When Not to Use This Approach
Strategic advocacy isn't always the right tool. Sometimes the system is so closed that no amount of organizing will open it. Other times, the issue is too niche to build a coalition. Here are scenarios where you might reconsider.
Hostile Environments
In places where dissent is suppressed or where decision-makers are openly corrupt, traditional advocacy can be dangerous. In such cases, direct action, legal challenges, or international pressure may be more appropriate. Know the risks before you proceed. If your safety is at stake, prioritize that above any policy goal.
When You Lack Resources
Advocacy requires time, money, and people. If you're a single person with no budget and a full-time job, you may need to start smaller. Focus on building a base before taking on a big fight. Join an existing coalition rather than starting from scratch. Sometimes the best move is to support others who are already working on the issue.
When the Window Is Closed
Timing matters. If a legislative session has just ended or a key decision has already been made, your energy might be better spent preparing for the next opportunity. Pushing against a closed window is exhausting and often fruitless. Instead, use the time to build relationships, gather data, and strengthen your coalition for the next opening.
Open Questions and Practical Next Steps
Advocacy is messy, and there are no guarantees. But you can increase your odds by being strategic. Here are some questions to guide your planning.

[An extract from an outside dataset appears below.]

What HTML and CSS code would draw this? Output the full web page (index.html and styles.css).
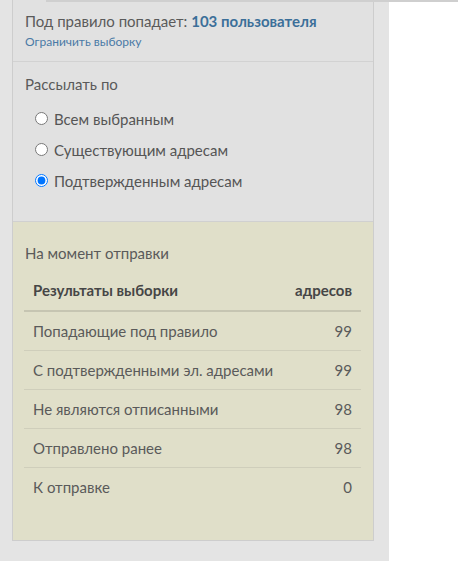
FILE: index.html
```html
<!DOCTYPE html>
<html lang="ru">
<head>
<meta charset="utf-8">
<link rel="stylesheet" href="styles.css">
</head>
<body>
<div class="topline"></div>
<div class="panel">
  <div class="box">
    <section class="sec sec-rule">
      <div class="rule">Под правило попадает: <a class="count">103 пользователя</a></div>
      <a class="limit">Ограничить выборку</a>
    </section>
    <section class="sec sec-send">
      <div class="label">Рассылать по</div>
      <label class="radio"><input type="radio" name="s"><span>Всем выбранным</span></label>
      <label class="radio"><input type="radio" name="s"><span>Существующим адресам</span></label>
      <label class="radio"><input type="radio" name="s" checked><span>Подтвержденным адресам</span></label>
    </section>
    <section class="sec sec-result">
      <div class="label">На момент отправки</div>
      <table class="tbl">
        <thead>
          <tr><th class="l">Результаты выборки</th><th class="r">адресов</th></tr>
        </thead>
        <tbody>
          <tr><td>Попадающие под правило</td><td class="r">99</td></tr>
          <tr><td>С подтвержденными эл. адресами</td><td class="r">99</td></tr>
          <tr><td>Не являются отписанными</td><td class="r">98</td></tr>
          <tr><td>Отправлено ранее</td><td class="r">98</td></tr>
          <tr class="last"><td>К отправке</td><td class="r">0</td></tr>
        </tbody>
      </table>
    </section>
  </div>
</div>
</body>
</html>
```
FILE: styles.css
```css
html, body {
  margin: 0;
  padding: 0;
  background: #ffffff;
  font-family: Lato, "Open Sans", "Liberation Sans", sans-serif;
  color: #555555;
}
.topline {
  position: absolute;
  top: 0;
  left: 46px;
  right: 0;
  height: 2px;
  background: #cfcfcf;
}
.panel {
  width: 389px;
  height: 561px;
  background: #e4e4e4;
  padding-left: 12px;
  box-sizing: border-box;
}
.box {
  width: 362px;
  height: 541px;
  box-sizing: border-box;
  border: 1px solid #cdcdcd;
  border-top: none;
  background: #e1e1e1;
  display: flex;
  flex-direction: column;
}
.sec {
  padding-left: 12px;
  padding-right: 11px;
}
.sec-rule {
  height: 62px;
  box-sizing: border-box;
  padding-top: 10px;
  border-bottom: 1px solid #d2d2d2;
}
.rule {
  font-size: 15px;
  line-height: 22px;
  color: #5a5a5a;
}
.count {
  color: #3b6f99;
  font-weight: 700;
}
.limit {
  display: block;
  font-size: 12px;
  line-height: 19px;
  color: #4a7aa6;
}
.sec-send {
  height: 160px;
  box-sizing: border-box;
  padding-top: 11px;
  border-bottom: 1px solid #d0d0d0;
}
.label {
  font-size: 15px;
  line-height: 22px;
  color: #5a5a5a;
}
.sec-send .label {
  margin-bottom: 8px;
}
.radio {
  display: flex;
  align-items: center;
  height: 31px;
  font-size: 15px;
  color: #555;
  padding-left: 3px;
}
.radio input {
  margin: 0 6px 0 7px;
  width: 13px;
  height: 13px;
}
.sec-result {
  flex: 1;
  background: #e0dfc9;
  padding-top: 20px;
}
.tbl {
  margin-top: 6px;
  margin-left: -1px;
  width: 337px;
  border-collapse: collapse;
  font-size: 15px;
}
.tbl th {
  height: 40px;
  padding: 0 9px;
  font-weight: 700;
  color: #464646;
  border-bottom: 2px solid #c6c5b2;
}
.tbl th.l { text-align: left; }
.tbl td {
  height: 38px;
  padding: 0 9px;
  color: #5a5a5a;
  white-space: nowrap;
  border-bottom: 1px solid #cfcebb;
}
.tbl tr.last td { border-bottom: none; }
.r { text-align: right; }
```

Frequently Asked Questions
How do I find the right decision-maker to target? Start with the government body that has jurisdiction. If it's a local issue, your city council or county commission. For state or federal issues, your elected representatives. Call their offices and ask which staffer handles your issue. That's your target.
What if I can't get a meeting? Try a different angle. Attend a public hearing and speak during the comment period. Send a well-crafted letter. Enlist a coalition partner who has a better relationship. Sometimes persistence pays off, but be respectful.
How do I measure success? Set clear, incremental goals. Did you get a meeting? Did you change the framing of the debate? Did you move a vote? Celebrate those wins. The final policy change may take years, but each step forward matters.
Your Next Moves
- Map your issue's decision-making landscape. List key players, their priorities, and their constraints.
- Identify one relationship to build or strengthen this month. Attend a meeting or send a thank-you note.
- Draft a one-page story that illustrates why your issue matters. Practice telling it in two minutes.
- Reach out to one potential coalition partner. Propose a conversation about shared goals.
- Set a small, achievable goal for the next three months—like getting a meeting with a staffer or organizing a community forum.
Advocacy is a marathon, not a sprint. But with a clear strategy, you can turn your passion into policy. Start small, stay flexible, and keep showing up.